- **Information supplied**:
○ ○ ○ ○ ○ ○ ○
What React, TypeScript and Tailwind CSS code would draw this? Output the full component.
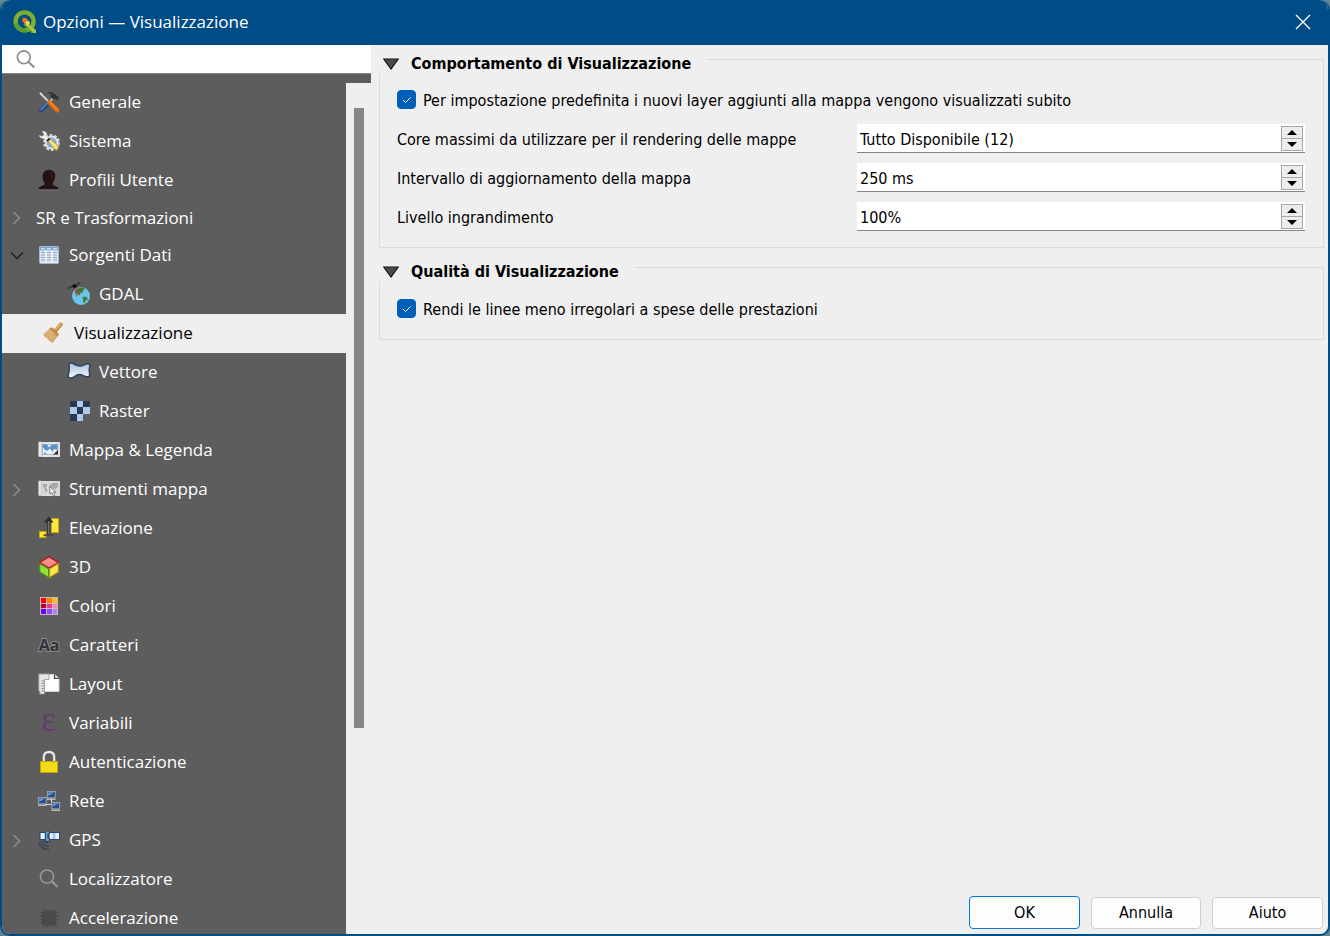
import { useState } from "react";
import type { ReactNode } from "react";

type TreeItem = {
  label: string;
  icon?: ReactNode;
  indent?: "none" | "root" | "selected" | "child";
  arrow?: "closed" | "open";
};

/* =========================
    ICONS
========================= */
function Icon({ children }: { children: ReactNode }) {
  return (
    <svg viewBox="0 0 22 22" className="size-[22px] shrink-0 overflow-visible" aria-hidden="true">
      {children}
    </svg>
  );
}

function QgisLogo() {
  return (
    <svg viewBox="0 0 24 24" className="size-6 shrink-0" aria-hidden="true">
      <circle cx="12.6" cy="11.4" r="9" fill="none" stroke="#7fb02d" strokeWidth="4.4" />
      <path d="M3.8 13.4 A9 9 0 0 0 15 20.2" fill="none" stroke="#5c9a35" strokeWidth="4" />
      <path d="M14 11.5 L24 20 V23 H19.5 L11.5 14.5z" fill="#6fa536" />
      <path d="M15 12.5 L24 20.6 V23 H22 L14 15z" fill="#a3c948" />
      <path d="M10.5 8 H14 L16.3 10.6 L13.5 14.2 L10.5 11.2z" fill="#ee7a1c" />
      <path d="M13.2 12.5 L16.3 10.8 L18.2 13 L15.2 16z" fill="#f6dc4b" />
    </svg>
  );
}

const ToolsIcon = (
  <Icon>
    <path d="M2 2 L12 12" stroke="#d5d5d5" strokeWidth="1.8" />
    <path d="M1.5 1.5 L4 2.5 L3 4z" fill="#eee" />
    <path d="M15 7 L10 13" stroke="#c9b08d" strokeWidth="2" />
    <path d="M9 1 Q14 .5 17 3 L21 7 L19.5 9.5 L17.5 7.5 L15.5 8.5 L12.5 6 L13 3.5z" fill="#2d3436" />
    <path d="M3 19.5 L9.5 13" stroke="#254b80" strokeWidth="4" strokeLinecap="round" />
    <path d="M3 18.5 L9 12.5" stroke="#5b8fce" strokeWidth="1.3" strokeLinecap="round" />
    <path d="M11 11 L19.5 19.5" stroke="#e86b0c" strokeWidth="4" strokeLinecap="round" />
    <path d="M11.5 10.5 L19.5 18.5" stroke="#ff9d3c" strokeWidth="1" />
  </Icon>
);

const SystemIcon = (
  <Icon>
    <circle cx="13.5" cy="12.5" r="7.3" fill="none" stroke="#dcdcdc" strokeWidth="2.2" strokeDasharray="3 1.6" />
    <circle cx="13.5" cy="12.5" r="5.9" fill="#83aee0" stroke="#e9e9e9" strokeWidth="1.5" />
    <path d="M4 1.5 Q8 .5 9 4 L8.5 6 L12 9.5 L9.5 12 L6 8.5 Q2.5 9 1 5.5 L4.5 6.3 L6.2 4.5z" fill="#f1f1f1" stroke="#b5b5b5" strokeWidth=".5" />
    <path d="M9.5 10.5 L12 8.5 L21 16.5 L19 20.5 L16 19z" fill="#ecd87a" stroke="#99853b" strokeWidth=".7" />
    <path d="M9 11 L11.7 8.5" stroke="#222" strokeWidth="2" />
    <path d="M13 12 L18.5 17.5" stroke="#fff3ad" />
  </Icon>
);

const UserIcon = (
  <Icon>
    <path d="M0 21 Q.5 17.5 5 16.5 Q7 16 6.7 14.5 Q4.5 12 4.5 7 Q5 1 11 .8 Q17.5 1 17.3 7 Q17 12 14.7 14.5 Q14.5 16.2 17 16.7 Q20.5 17.7 21 21z" fill="#241312" />
    <path d="M12 2 Q16 2.5 15.7 8 Q15.5 12 13 14 Q13 7 12 2" fill="#2b1816" />
    <path d="M0 20.8 H21" stroke="#8b8b8b" strokeWidth=".8" />
  </Icon>
);

const TableIcon = (
  <Icon>
    <rect x="1.5" y="2.5" width="19" height="17" rx="1" fill="#dde6f0" stroke="#9db9d9" />
    <rect x="2" y="3" width="18" height="3.4" fill="#7ba7d8" />
    <path d="M3 4.7 H7 M9 4.7 H13 M15 4.7 H19" stroke="#c9dcf1" strokeWidth="1.4" />
    <path d="M3 8.5 H7 M9 8.5 H13 M15 8.5 H19 M3 11 H7 M9 11 H13 M15 11 H19 M3 13.5 H7 M9 13.5 H13 M15 13.5 H19 M3 16 H7 M9 16 H13 M15 16 H19" stroke="#93a8bf" strokeWidth="1.1" />
    <path d="M8 6 V19 M14 6 V19" stroke="#f4f7fb" strokeWidth="1" />
  </Icon>
);

const GlobeIcon = (
  <Icon>
    <circle cx="13" cy="13" r="9" fill="#6cc5ef" />
    <path d="M8.5 6 L14 4.2 L17 6 L14.5 8 L15 10 L12.5 9.5 L12 12.5 L9.5 10.5 L7 11z" fill="#49722d" />
    <path d="M14 14 L18 13.5 L20 16 L17 18.5 L16.5 20.5 L15 19 L15 16z" fill="#3d8635" />
    <path d="M6.5 3.5 L11 10 L8.5 13.5 M6.5 4 L8.5 13" stroke="#b33f42" strokeWidth=".8" fill="none" />
    <path d="M0 5.5 L4.5 3 M8 2 L12 0" stroke="#393939" strokeWidth="2" />
    <path d="M4 2.5 L7 .8 L9 4 L5.5 5.2z" fill="#0b0b0b" />
  </Icon>
);

const BrushIcon = (
  <svg viewBox="0 0 20 22" className="h-[22px] w-5 shrink-0" aria-hidden="true">
    <path d="M18 2.5 L12.5 8.5" stroke="#b77b2a" strokeWidth="3.6" strokeLinecap="round" />
    <path d="M18 2.2 L12 8.2" stroke="#e1ac5f" strokeWidth="2" strokeLinecap="round" />
    <path d="M7 6.5 L9 5.8 L15.5 12 L14.5 14.2z" fill="#cf9342" stroke="#a87227" strokeWidth=".7" />
    <path d="M6.7 7 L14 14.4 L9.5 20.5 Q7.5 19.5 7 18.5 Q5 18 4.7 16 Q1.5 15 .8 12.5z" fill="#e0b578" stroke="#b98a49" strokeWidth=".6" />
    <path d="M8 9 L3 14 M9.5 10.5 L5 16 M11 12 L7 18 M12.5 13.5 L9 19" stroke="#bf9358" strokeWidth=".6" />
  </svg>
);

const VectorIcon = (
  <Icon>
    <defs>
      <linearGradient id="vec" x1="0" y1="0" x2="0" y2="1">
        <stop offset="0" stopColor="#a7c2e0" />
        <stop offset="1" stopColor="#f5f8fc" />
      </linearGradient>
    </defs>
    <path d="M1 2.8 Q2 1.3 5 2.3 Q11 6.8 16 3.8 Q20 1.8 22 3.5 Q20.5 9 21.8 14.8 Q19 16.8 16 15 Q11.5 11.8 6 15.9 Q2.5 18.3 0 15.8 Q2 9 1 2.8z" fill="url(#vec)" stroke="#2f4358" strokeWidth="1.5" />
  </Icon>
);

const RasterIcon = (
  <Icon>
    <path d="M2 1 H22 V14 H15 V21 H2z" fill="#2a394d" />
    <path d="M9 1 H15 V7 H9z M2 7 H9 V14 H2z M15 7 H22 V14 H15z M9 14 H15 V21 H9z" fill="#aecbeb" />
  </Icon>
);

const MapIcon = (
  <Icon>
    <path d="M1 3.5 H21.5 V17.5 H1z" fill="#e4e4e4" stroke="#f5f5f5" strokeWidth=".8" />
    <path d="M.8 2.8 H3 V17.5 H.8z" fill="#fafafa" stroke="#a5a5a5" strokeWidth=".5" />
    <rect x="4.3" y="5.3" width="15.5" height="10.4" fill="#eef4fb" stroke="#8697aa" strokeWidth=".6" />
    <path d="M4.5 5.5 H9 L11 8.5 L14 5.5 H19.5 V11 L16 10 L14.5 13 L12 9.5 L9 12 L6 10 L4.5 8z" fill="#5e90cb" />
    <path d="M5 15.5 L7 12.5 L9 15.5z" fill="#7ba9dc" />
    <path d="M15 15.5 L20 11 V15.5z" fill="#343434" />
  </Icon>
);

const MapToolsIcon = (
  <Icon>
    <path d="M1 3.5 H21.5 V17.5 H1z" fill="#d8d8d8" stroke="#f0f0f0" strokeWidth=".8" />
    <path d="M.8 2.8 H3 V17.5 H.8z" fill="#f5f5f5" stroke="#a5a5a5" strokeWidth=".5" />
    <path d="M4.5 6 H9.5 L8.5 8.5 L7 9 L9.5 12 L8 15 L6.5 11 L5 8z M12 6.5 L15 4.8 H20 V9 L18 10 L16.5 12 L15.5 9.5 L13.5 14 L11.5 10.5z" fill="#a8a8a8" />
    <path d="M11.5 8.5 L12 16 L14 14.5 L15.5 18.3 L17 17.5 L15.5 14 H18z" fill="#f5f5f5" stroke="#707070" strokeWidth=".8" />
  </Icon>
);

const ElevationIcon = (
  <Icon>
    <rect x="13.5" y="1.5" width="7" height="14" fill="#ffe83b" stroke="#c8a60b" />
    <rect x="1.5" y="14.5" width="6.5" height="6" fill="#ffe62e" stroke="#c8a60b" />
    <path d="M5.5 18.3 H16" stroke="#4b4b4b" strokeWidth="1.8" />
    <path d="M10.8 17.5 V3" stroke="#25292d" strokeWidth="3" />
    <path d="M10.8 17 V4" stroke="#9b9fa3" strokeWidth=".9" />
    <path d="M7 5.5 L10.8 1.2 L14.5 5.5" fill="none" stroke="#25292d" strokeWidth="1.8" />
  </Icon>
);

const CubeIcon = (
  <Icon>
    <path d="M11 .8 L20.3 6.5 L11 12 L1.7 6.5z" fill="#ff8b8b" stroke="#b4121b" strokeWidth="1.3" />
    <path d="M1.7 7.5 L10.6 12.8 V21.5 L1.7 16z" fill="#92df38" stroke="#508e12" strokeWidth="1.1" />
    <path d="M20.3 7.5 L11.6 12.8 V21.5 L20.3 16z" fill="#ffe94a" stroke="#b49414" strokeWidth="1.1" />
  </Icon>
);

const ColorsIcon = (
  <Icon>
    <rect x="2" y="2" width="18" height="18" fill="#c9b9bd" />
    <rect x="3" y="3" width="5" height="5" fill="#ff0000" />
    <rect x="9" y="3" width="5" height="5" fill="#ff8500" />
    <rect x="15" y="3" width="4" height="5" fill="#ffc000" />
    <rect x="3" y="9" width="5" height="4" fill="#b30038" />
    <rect x="9" y="9" width="5" height="4" fill="#ec3593" />
    <rect x="15" y="9" width="4" height="4" fill="#ff83bd" />
    <rect x="3" y="14" width="5" height="5" fill="#6a00ff" />
    <rect x="9" y="14" width="5" height="5" fill="#9349ff" />
    <rect x="15" y="14" width="4" height="5" fill="#ac83f8" />
  </Icon>
);

const FontsIcon = (
  <Icon>
    <text x="11" y="17" textAnchor="middle" fontFamily="'Open Sans', sans-serif" fontSize="16" fontWeight="700" fill="#2d3338" stroke="#8a8a8a" strokeWidth="2" paintOrder="stroke">
      Aa
    </text>
  </Icon>
);

const LayoutIcon = (
  <Icon>
    <path d="M4 1.5 H16.5 L21 5.5 V18.5 H4z" fill="#fff" stroke="#d3d3d3" />
    <path d="M16.5 1.5 V5.5 H21" fill="#d8d8d8" stroke="#4a4a4a" strokeWidth="1.2" />
    <path d="M.8 1 H11 V6.5 H6.5 V21 H1.8 V18 H.8z" fill="#e6e6e6" stroke="#9d9d9d" strokeWidth=".9" />
    <path d="M3.5 8 H6 M3.5 10.5 H6 M3.5 13 H6 M3.5 15.5 H6 M3.5 18 H6" stroke="#777" strokeWidth=".8" />
  </Icon>
);

const EpsilonIcon = (
  <Icon>
    <text x="10.5" y="19" textAnchor="middle" fontFamily="'Liberation Serif', serif" fontSize="36" fill="#633b6c">
      ε
    </text>
  </Icon>
);

const LockIcon = (
  <Icon>
    <path d="M5.8 11 V6 Q5.8 1 11 1 Q16.2 1 16.2 6 V11" fill="none" stroke="#8c8c8c" strokeWidth="3" />
    <path d="M5.8 11 V6 Q5.8 1 11 1 Q16.2 1 16.2 6 V11" fill="none" stroke="#ededed" strokeWidth="1.8" />
    <rect x="2.5" y="10.5" width="17" height="11" fill="#f1dc1a" stroke="#c3a50b" />
  </Icon>
);

function Monitor({ x, y }: { x: number; y: number }) {
  return (
    <g transform={`translate(${x} ${y})`}>
      <rect x=".4" y=".4" width="7.8" height="6.4" fill="#1f4f98" stroke="#a9a8a2" strokeWidth=".9" />
      <path d="M1.2 1.2 H7.4 L1.2 5z" fill="#6d93c8" />
      <path d="M0 8.2 H8.6" stroke="#bdbbb2" strokeWidth="1.6" />
    </g>
  );
}

const NetworkIcon = (
  <Icon>
    <path d="M13.5 8 V14 M7 14.5 H15" stroke="#d9d9d9" strokeWidth="1" />
    <Monitor x={9} y={1} />
    <Monitor x={0} y={7} />
    <Monitor x={13.4} y={12} />
  </Icon>
);

const SatelliteIcon = (
  <Icon>
    <rect x="2" y="3.5" width="5.5" height="7" fill="#e9f1fa" stroke="#27466a" />
    <rect x="11" y="3.5" width="10.5" height="7" fill="#e6eef8" stroke="#27466a" />
    <path d="M16 4 V10" stroke="#a9c6e8" strokeWidth="3" />
    <path d="M7.3 3.5 L9 2 H11.5 V5 H10 V9.5 H11.5 V12.5 H9 L7.3 11z" fill="#5e9bdd" stroke="#27466a" />
    <path d="M10 13.5 Q6.5 14 5.5 11.5 M10.5 17 Q4.5 17.3 3 11.8 M11 20.5 Q2.5 20.5 .8 13" fill="none" stroke="#36475a" strokeWidth="1.4" />
  </Icon>
);

const LocatorIcon = (
  <Icon>
    <circle cx="9" cy="8.5" r="6.6" fill="none" stroke="#9a9a9a" strokeWidth="1.5" />
    <path d="M13.8 13.2 L19.5 19" stroke="#9a9a9a" strokeWidth="2" />
  </Icon>
);

const ChipIcon = (
  <Icon>
    <path d="M6 2 V20 M9.3 2 V20 M12.6 2 V20 M16 2 V20 M2 6 H20 M2 9.3 H20 M2 12.6 H20 M2 16 H20" stroke="#494949" strokeWidth="1.2" />
    <rect x="4" y="4" width="14" height="14" rx="1" fill="#4a4a4a" />
  </Icon>
);

/* =========================
    SIDEBAR TREE
========================= */
const items: TreeItem[] = [
  { label: "Generale", icon: ToolsIcon },
  { label: "Sistema", icon: SystemIcon },
  { label: "Profili Utente", icon: UserIcon },
  { label: "SR e Trasformazioni", indent: "none", arrow: "closed" },
  { label: "Sorgenti Dati", icon: TableIcon, arrow: "open" },
  { label: "GDAL", icon: GlobeIcon, indent: "child" },
  { label: "Visualizzazione", icon: BrushIcon, indent: "selected" },
  { label: "Vettore", icon: VectorIcon, indent: "child" },
  { label: "Raster", icon: RasterIcon, indent: "child" },
  { label: "Mappa & Legenda", icon: MapIcon },
  { label: "Strumenti mappa", icon: MapToolsIcon, arrow: "closed" },
  { label: "Elevazione", icon: ElevationIcon },
  { label: "3D", icon: CubeIcon },
  { label: "Colori", icon: ColorsIcon },
  { label: "Caratteri", icon: FontsIcon },
  { label: "Layout", icon: LayoutIcon },
  { label: "Variabili", icon: EpsilonIcon },
  { label: "Autenticazione", icon: LockIcon },
  { label: "Rete", icon: NetworkIcon },
  { label: "GPS", icon: SatelliteIcon, arrow: "closed" },
  { label: "Localizzatore", icon: LocatorIcon },
  { label: "Accelerazione", icon: ChipIcon },
];

const rowStyles = {
  none: "h-9 pl-[34px] text-white",
  root: "h-[39px] gap-[9px] pl-9 pb-0.5 text-white",
  selected: "h-[39px] gap-[11px] bg-[#efefef] pl-[41px] pb-0.5 text-black",
  child: "h-[39px] gap-[9px] pl-[66px] pb-0.5 text-white",
};

function TreeRow({ item }: { item: TreeItem }) {
  return (
    <li className="relative shrink-0">
      {item.arrow && (
        <svg
          viewBox="0 0 16 16"
          className="absolute top-1/2 left-[7px] size-4 -translate-y-1/2"
          fill="none"
          strokeWidth="1.6"
          aria-hidden="true"
        >
          {item.arrow === "open" ? (
            <path d="M2 4.5 L8 10.5 L14 4.5" stroke="#262626" />
          ) : (
            <path d="M4.5 2 L10.5 8 L4.5 14" stroke="#8c8c8c" />
          )}
        </svg>
      )}
      <button
        type="button"
        className={`flex w-full items-center text-left text-[17px] leading-6 whitespace-nowrap ${rowStyles[item.indent ?? "root"]}`}
      >
        {item.icon}
        <span>{item.label}</span>
      </button>
    </li>
  );
}

/* =========================
    FORM PARTS
========================= */
function Group({ title, children }: { title: string; children: ReactNode }) {
  return (
    <fieldset className="border border-[#dcdcdc] pr-[18px] pb-4 pl-[17px]">
      <legend className="-ml-[18px] bg-[#efefef] pr-4">
        <button type="button" className="flex h-7 items-center gap-3 pt-2.5 pl-1 text-base leading-5 font-bold">
          <svg viewBox="0 0 16 12" className="h-3 w-4" aria-hidden="true">
            <path d="M.8 1 H15.2 L8 11z" fill="#4a4a4a" stroke="#151515" strokeWidth="1.2" />
          </svg>
          {title}
        </button>
      </legend>
      {children}
    </fieldset>
  );
}

function Check({ id, label }: { id: string; label: string }) {
  const [on, setOn] = useState(true);

  return (
    <div className="mt-[15px] flex items-center gap-[7px]">
      <span className="relative flex size-[19px] shrink-0">
        <input
          id={id}
          type="checkbox"
          checked={on}
          onChange={() => setOn(!on)}
          className="size-[19px] appearance-none rounded border border-[#005fb8] bg-white checked:bg-[#005fb8]"
        />
        {on && (
          <svg viewBox="0 0 19 19" className="pointer-events-none absolute inset-0" fill="none" aria-hidden="true">
            <path d="M6 10 L8.5 12.5 L13.5 7.5" stroke="#fff" />
          </svg>
        )}
      </span>
      <label htmlFor={id} className="pt-0.5 leading-[21px]">
        {label}
      </label>
    </div>
  );
}

function SpinField({ id, label, value }: { id: string; label: string; value: string }) {
  return (
    <>
      <label htmlFor={id} className="pt-0.5 leading-[27px]">
        {label}
      </label>
      <div className="flex h-[29px] border-b border-[#868686] bg-white pr-0.5">
        <input id={id} defaultValue={value} className="min-w-0 flex-1 px-[3px] pt-1 leading-6 outline-none" />
        <div className="mt-0.5 mb-px flex w-[22px] flex-col border border-[#a8a8a8] bg-[#ececec]">
          <button type="button" aria-label="Aumenta" className="flex flex-1 items-center justify-center border-b border-[#a8a8a8]">
            <svg viewBox="0 0 10 5" className="h-[5px] w-2.5">
              <path d="M0 5 L5 0 L10 5z" />
            </svg>
          </button>
          <button type="button" aria-label="Diminuisci" className="flex flex-1 items-center justify-center">
            <svg viewBox="0 0 10 5" className="h-[5px] w-2.5">
              <path d="M0 0 L5 5 L10 0z" />
            </svg>
          </button>
        </div>
      </div>
    </>
  );
}

export default function App() {
  return (
    <div className="h-screen bg-[#5f8391]">
      <div className="flex h-full flex-col overflow-hidden rounded-[10px] border-2 border-t-0 border-[#004c87] bg-[#efefef] font-['DejaVu_Sans_Condensed','DejaVu_Sans',sans-serif] text-base text-black">

        {/* =========================
            TITLE BAR
        ========================= */}
        <header className="flex h-[45px] shrink-0 items-center justify-between bg-[#004c87] pr-[17px] pb-0.5 pl-2.5 text-white">
          <div className="flex items-center gap-[7px]">
            <QgisLogo />
            <h1 className="font-['Open_Sans','Noto_Sans',sans-serif] text-[17px] leading-6">Opzioni — Visualizzazione</h1>
          </div>
          <button type="button" aria-label="Chiudi">
            <svg viewBox="0 0 16 16" className="size-4" stroke="#fff" strokeWidth="1.4">
              <path d="M1 1 L15 15 M15 1 L1 15" />
            </svg>
          </button>
        </header>

        <div className="flex min-h-0 flex-1">

          {/* =========================
              SIDEBAR
          ========================= */}
          <aside className="flex w-[369px] shrink-0 flex-col font-['Open_Sans','Noto_Sans',sans-serif]">
            <div className="flex h-[29px] shrink-0 items-center gap-2 border-b border-[#868686] bg-white pl-3">
              <svg viewBox="0 0 22 22" className="size-[22px]" fill="none" stroke="#8b8b8b" aria-hidden="true">
                <circle cx="9.8" cy="9.3" r="6.4" strokeWidth="1.6" />
                <path d="M14.5 14 L20.3 19.5" strokeWidth="2" />
              </svg>
              <input type="search" aria-label="Cerca" className="min-w-0 flex-1 text-[17px] outline-none" />
            </div>
            <div className="h-[9px] shrink-0 bg-[#5d5d5d]" />
            <div className="flex min-h-0 flex-1">
              <nav className="min-w-0 flex-1 overflow-hidden bg-[#5d5d5d]">
                <ul className="flex flex-col">
                  {items.map((item) => (
                    <TreeRow key={item.label} item={item} />
                  ))}
                </ul>
              </nav>
              <div className="w-[25px] pt-[25px] pl-2">
                <div className="h-3/4 w-2.5 bg-[#868686]" />
              </div>
            </div>
          </aside>

          {/* =========================
              OPTIONS PANEL
          ========================= */}
          <main className="flex min-w-0 flex-1 flex-col pr-1 pl-2">
            <div className="flex flex-1 flex-col gap-[5px]">
              <Group title="Comportamento di Visualizzazione">
                <Check
                  id="new-layers"
                  label="Per impostazione predefinita i nuovi layer aggiunti alla mappa vengono visualizzati subito"
                />
                <div className="mt-[13px] grid grid-cols-[460px_1fr] gap-y-2.5">
                  <SpinField id="cores" label="Core massimi da utilizzare per il rendering delle mappe" value="Tutto Disponibile (12)" />
                  <SpinField id="interval" label="Intervallo di aggiornamento della mappa" value="250 ms" />
                  <SpinField id="zoom" label="Livello ingrandimento" value="100%" />
                </div>
              </Group>
              <Group title="Qualità di Visualizzazione">
                <div className="pt-px pb-[3px]">
                  <Check id="antialias" label="Rendi le linee meno irregolari a spese delle prestazioni" />
                </div>
              </Group>
            </div>

            <footer className="flex items-end justify-end gap-[11px] pr-px pb-[5px]">
              <button type="button" className="h-[33px] w-[111px] rounded border border-[#0078d4] bg-[#fdfdfd]">
                OK
              </button>
              <button type="button" className="h-8 w-[110px] rounded border border-[#d0d0d0] bg-[#fdfdfd]">
                Annulla
              </button>
              <button type="button" className="h-8 w-[111px] rounded border border-[#d0d0d0] bg-[#fdfdfd]">
                Aiuto
              </button>
            </footer>
          </main>
        </div>
      </div>
    </div>
  );
}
○ ○ ○ ○ ○ ○ ○
- **What you need to do**:
Select the lines that carry the string "full" and copy them.

- **Exercise result**:
What React, TypeScript and Tailwind CSS code would draw this? Output the full component.
        className={`flex w-full items-center text-left text-[17px] leading-6 whitespace-nowrap ${rowStyles[item.indent ?? "root"]}`}
      <div className="flex h-full flex-col overflow-hidden rounded-[10px] border-2 border-t-0 border-[#004c87] bg-[#efefef] font-['DejaVu_Sans_Condensed','DejaVu_Sans',sans-serif] text-base text-black">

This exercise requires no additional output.